All content on the Platform and content published by the Seller on related sites, social networks or any other means of communication is protected by Belgian and international legislation on copyright and intellectual property. All reproduction rights are reserved, including for downloadable documents and iconographic and photographic representations. Any use, even partial, of these contents or of the Platform requires the express written authorization of the Seller.

“O’Naturalis” is a trademark registered with the Benelux Office for Intellectual Property (BOIP) under number 1022623.

13. Independence of clauses

The illegality or total or partial invalidity of any provision of these General Terms and Conditions of Sale shall have no impact on the validity and application of the other provisions. The Seller reserves the right to replace the illegal or invalid provision by another valid provision of similar scope which does not affect the rights of the purchaser/consumer.

14. Applicable law and jurisdiction

These General Terms and Conditions of Sale are governed by Belgian law.

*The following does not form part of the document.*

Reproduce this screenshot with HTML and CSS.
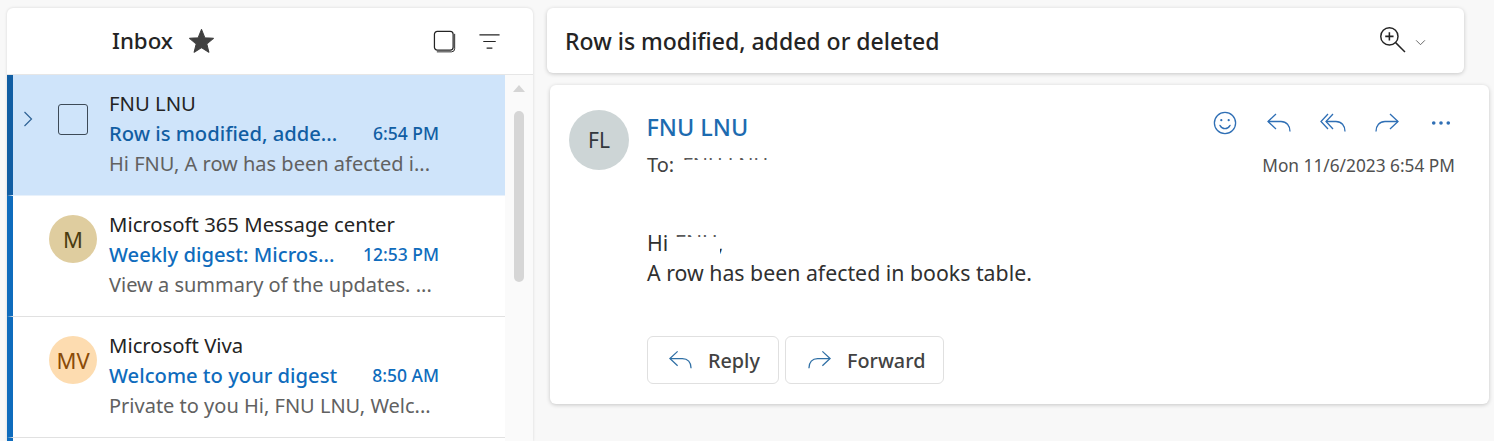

In the event of a dispute, and failing amicable settlement, the dispute will be brought before the courts of the judicial district of the Vendor’s registered office.

15. Data protection

Personal data collected in connection with the services covered by these General Terms and Conditions of Sale are processed in accordance with Belgian and European legislation, in particular the Law of July 30, 2018 on the protection of individuals with regard to the processing of personal data and the General Data Protection Regulation (Regulation 2016/679, generally referred to as “RGPD” or “GDPR”).

The purpose of data processing is the execution of agreements concluded with the Customer, customer and sales administration, the promotion of products and services, the establishment of personalized information and direct marketing campaigns, including via e-mail, by the Vendor and its subcontractors.

For any further information, the customer is invited to refer to the Vendor’s data protection policy, which can be consulted on the Platform or obtained on request by e-mail, telephone or letter to the Vendor’s head office.